The yield curve is lying. Or maybe it's finally telling the truth we've all been too scared to hear. You see, for the past six months, we’ve been glued to our DeFi dashboards, watching the basis between stETH and ETH, between USDC and DAI, between perpetuals and spot. But the real basis trade – the one that moves billions, the one that sets the risk-free rate for every protocol you’re farming – just got a turbocharged upgrade. CME Group dropped a quiet announcement: Treasury LINK. And if you blinked, you missed the signal that changes everything for how we think about spreads, liquidity, and the institutional flow that’s about to hit our little crypto pools.

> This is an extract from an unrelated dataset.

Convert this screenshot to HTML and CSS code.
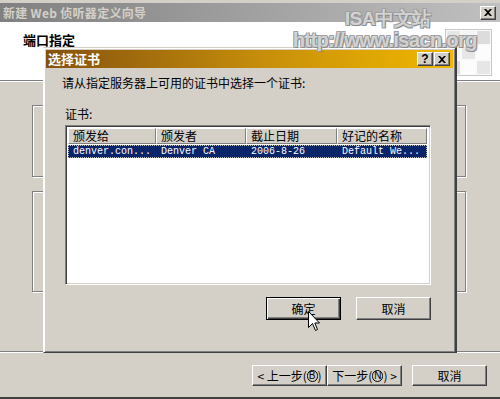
FILE: index.html
```html
<!DOCTYPE html>
<html>
<head>
<meta charset="utf-8">
<link rel="stylesheet" href="styles.css">
</head>
<body>
<div class="window">
  <div class="titlebar">
    <span class="title-text">新建 Web 侦听器定义向导</span>
    <span class="tbtn tbtn-x">
      <svg width="8" height="7" viewBox="0 0 8 7"><path d="M0 0h2l2 2 2-2h2L5 3.5 8 7H6L4 5 2 7H0l3-3.5z" fill="#000"/></svg>
    </span>
  </div>
  <div class="header">
    <div class="header-title">端口指定</div>
    <div class="header-icon">
      <div class="cell c1"></div><div class="cell c2"></div><div class="cell c3"></div>
      <div class="cell c2"></div><div class="cell c1"></div><div class="cell c4"></div>
      <div class="cell c3"></div><div class="cell c4"></div><div class="cell c1"></div>
    </div>
  </div>
  <div class="body">
    <div class="group g1"></div>
    <div class="group g2"></div>
  </div>
  <div class="separator"></div>
  <div class="footer">
    <div class="btn btn-nav">&lt;&nbsp;上一步(<u>B</u>)</div>
    <div class="btn btn-nav">下一步(<u>N</u>)&nbsp;&gt;</div>
    <div class="btn btn-cancel">取消</div>
  </div>

  <div class="watermark">
    <div class="wm1">ISA中文站</div>
    <div class="wm2">http://www.isacn.org</div>
  </div>

  <div class="dialog">
    <div class="dtitle">
      <span class="dtitle-text">选择证书</span>
      <span class="dbtns">
        <span class="tbtn tbtn-q">?</span>
        <span class="tbtn">
          <svg width="8" height="7" viewBox="0 0 8 7"><path d="M0 0h2l2 2 2-2h2L5 3.5 8 7H6L4 5 2 7H0l3-3.5z" fill="#000"/></svg>
        </span>
      </span>
    </div>
    <div class="dbody">
      <div class="prompt">请从指定服务器上可用的证书中选择一个证书:</div>
      <div class="label">证书:</div>
      <div class="listview">
        <div class="lv-head">
          <div class="col col1">颁发给</div>
          <div class="col col2">颁发者</div>
          <div class="col col3">截止日期</div>
          <div class="col col4">好记的名称</div>
        </div>
        <div class="lv-row">
          <div class="cell1">denver.con...</div>
          <div class="cell2">Denver CA</div>
          <div class="cell3">2006-8-26</div>
          <div class="cell4">Default We...</div>
        </div>
      </div>
      <div class="dbuttons">
        <div class="btn btn-default"><span>确定</span></div>
        <div class="btn btn-dlg">取消</div>
      </div>
    </div>
  </div>

  <svg class="cursor" width="13" height="21" viewBox="0 0 13 21">
    <path d="M0.5 0.5V16.5L4.5 12.5L7.5 19.5L9.5 18.5L6.8 12H11.5Z" fill="#fff" stroke="#000" stroke-width="1"/>
  </svg>
</div>
</body>
</html>
```

FILE: styles.css
```css
* { box-sizing: border-box; }
html, body { margin: 0; padding: 0; }
body {
  width: 500px;
  height: 399px;
  overflow: hidden;
  background: #d4d0c8;
  font-family: "Noto Sans CJK SC", "Liberation Sans", sans-serif;
  font-size: 12px;
  color: #000;
}
.window {
  position: relative;
  width: 500px;
  height: 399px;
  padding-top: 3px;
  display: flex;
  flex-direction: column;
  border-bottom: 2px solid #404040;
}
.titlebar {
  height: 19px;
  background: linear-gradient(to right, #808080, #c0c0c0);
  display: flex;
  align-items: center;
  justify-content: space-between;
  padding: 0 4px 0 3px;
}
.title-text {
  color: #d4d0c8;
  font-weight: bold;
  font-size: 12px;
  line-height: 14px;
  letter-spacing: 0.3px;
}
.tbtn {
  width: 16px;
  height: 14px;
  background: #d4d0c8;
  border-top: 1px solid #fff;
  border-left: 1px solid #fff;
  border-right: 1px solid #404040;
  border-bottom: 1px solid #404040;
  box-shadow: inset -1px -1px #808080;
  display: flex;
  align-items: center;
  justify-content: center;
  font-family: "Liberation Sans", sans-serif;
  font-weight: bold;
  font-size: 11px;
  line-height: 1;
}
.header {
  height: 59px;
  background: #fff;
  border-bottom: 1px solid #808080;
  box-shadow: 0 1px 0 #fff;
  display: flex;
  justify-content: space-between;
  padding: 10px 8px 0 23px;
}
.header-title {
  font-weight: bold;
  font-size: 13px;
  line-height: 16px;
}
.header-icon {
  width: 47px;
  height: 47px;
  margin-top: -3px;
  display: grid;
  grid-template-columns: repeat(3, 1fr);
  border: 1px solid #c8c8c8;
  background: #f0f0f0;
}
.header-icon .cell { border: 1px solid #fafafa; }
.c1 { background: #e6e6e6; }
.c2 { background: #f4f4f4; }
.c3 { background: #dcdcdc; }
.c4 { background: #fcfcfc; }
.body {
  height: 270px;
  padding: 24px 0 0 32px;
  display: flex;
  flex-direction: column;
  gap: 14px;
}
.group {
  width: 434px;
  border: 1px solid #808080;
  box-shadow: 1px 1px 0 #fff, inset 1px 1px 0 #fff;
}
.g1 { height: 72px; }
.g2 { height: 101px; }
.separator {
  height: 2px;
  border-top: 1px solid #808080;
  border-bottom: 1px solid #fff;
}
.footer {
  display: flex;
  justify-content: flex-end;
  padding: 12px 13px 0 0;
}
.btn {
  height: 21px;
  background: #d4d0c8;
  border-top: 1px solid #fff;
  border-left: 1px solid #fff;
  border-right: 1px solid #404040;
  border-bottom: 1px solid #404040;
  box-shadow: inset -1px -1px #808080;
  display: flex;
  align-items: center;
  justify-content: center;
  font-size: 12px;
  line-height: 14px;
}
.btn u {
  text-decoration: none;
  font-family: "Liberation Sans", sans-serif;
  font-size: 10px;
  border: 1px solid #000;
  border-radius: 6px;
  padding: 0 1px;
  line-height: 10px;
}
.btn-nav { width: 75px; }
.btn-cancel { width: 75px; margin-left: 10px; }

.watermark {
  position: absolute;
  left: 293px;
  top: 9px;
  width: 184px;
  color: rgba(255,255,255,0.6);
  text-shadow: 1px 1px 0 #8a8a8a, -1px -1px 0 #a0a0a0, 1px -1px 0 #a0a0a0, -1px 1px 0 #a0a0a0;
  font-family: "Liberation Sans", sans-serif;
  z-index: 3;
}
.wm1 { font-size: 19px; line-height: 20px; font-weight: bold; margin-left: 52px; letter-spacing: -0.5px; }
.wm2 { font-size: 20px; line-height: 22px; font-weight: bold; letter-spacing: -0.6px; }

.dialog {
  position: absolute;
  left: 43px;
  top: 47px;
  width: 414px;
  height: 306px;
  background: #d4d0c8;
  border-top: 1px solid #d4d0c8;
  border-left: 1px solid #fff;
  border-right: 2px solid #404040;
  border-bottom: 1px solid #404040;
  box-shadow: inset 1px 1px #fff, inset -1px -1px #808080;
  padding: 2px 2px 0 2px;
  z-index: 2;
}
.dtitle {
  height: 18px;
  background: linear-gradient(to right, #85520e, #c8900a 55%, #f0b800);
  display: flex;
  align-items: center;
  justify-content: space-between;
  padding: 0 3px 0 2px;
}
.dtitle-text {
  color: #fff;
  font-weight: bold;
  font-size: 13px;
  line-height: 16px;
}
.dbtns { display: flex; gap: 1px; }
.tbtn-q { font-size: 12px; }
.dbody {
  padding: 8px 0 0 16px;
}
.prompt { line-height: 14px; height: 14px; }
.label { margin-top: 17px; margin-left: 3px; line-height: 14px; height: 14px; }
.listview {
  margin-top: 4px;
  margin-left: 3px;
  width: 366px;
  height: 160px;
  background: #fff;
  border-top: 1px solid #808080;
  border-left: 1px solid #808080;
  border-right: 1px solid #fff;
  border-bottom: 1px solid #fff;
  box-shadow: inset 1px 1px #404040, inset -1px -1px #d4d0c8;
  padding: 2px;
}
.lv-head { display: flex; height: 16px; }
.col {
  background: #d4d0c8;
  border-top: 1px solid #fff;
  border-left: 1px solid #fff;
  border-right: 1px solid #808080;
  border-bottom: 1px solid #808080;
  padding-left: 4px;
  line-height: 14px;
  font-size: 12px;
  white-space: nowrap;
  overflow: hidden;
}
.col1 { width: 88px; }
.col2 { width: 90px; }
.col3 { width: 91px; }
.col4 { width: 90px; }
.lv-row {
  display: flex;
  height: 13px;
  margin-top: 1px;
  width: 359px;
  background: #0a246a;
  color: #fff;
  outline: 1px dotted #c0c0c0;
  outline-offset: -1px;
  font-family: "Liberation Mono", monospace;
  font-size: 10px;
  line-height: 13px;
  white-space: nowrap;
}
.lv-row > div { padding-left: 5px; overflow: hidden; }
.cell1 { width: 88px; }
.cell2 { width: 90px; }
.cell3 { width: 91px; }
.cell4 { width: 90px; }
.dbuttons {
  display: flex;
  justify-content: flex-end;
  gap: 15px;
  width: 369px;
  margin-top: 12px;
}
.btn-dlg { width: 75px; height: 23px; }
.btn-default {
  width: 75px;
  height: 23px;
  border: 1px solid #000;
  box-shadow: inset 1px 1px #fff, inset -1px -1px #404040, inset -2px -2px #808080;
}
.cursor {
  position: absolute;
  left: 308px;
  top: 311px;
  z-index: 5;
}
```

I’ve been in this game since 2017. I rode the ICO wave, got wrecked in the DeFi summer sprint, and learned the hard way that the bag holders aren't the ones who understand the tech – they’re the ones who understand the flow. And the flow of institutional capital is about to get a new pipeline. Treasury LINK is CME’s weapon to capture the massive, opaque OTC market for US Treasury spread trading. It’s a product designed to bring efficiency, central clearing, and – most importantly – liquidity to the kind of trades that fund managers use to hedge or speculate on the direction of interest rates.
Context
First, let’s get the facts straight. CME Group is the 800-pound gorilla of futures exchanges. They run the Globex platform, they clear trillions in notional every year, and they’re the backbone of the interest rate derivatives market. Treasury spread trading is the art of betting on the difference between two Treasury instruments: say, the 10-year note vs. the 2-year note (the yield curve slope), or between a Treasury bond futures contract and the actual underlying cash bond (the basis). Traditionally, these trades happen over-the-counter (OTC), between dealers, with bilateral credit lines, opaque pricing, and operational headaches. CME’s Treasury LINK aims to bring these spreads into the central clearing ecosystem. They’ll offer standardized spread contracts that settle through their CCP (Central Counterparty), netting out margin requirements and reducing counterparty risk. It’s like what they did with Eurodollar futures decades ago – except this time, it’s the entire Treasury curve.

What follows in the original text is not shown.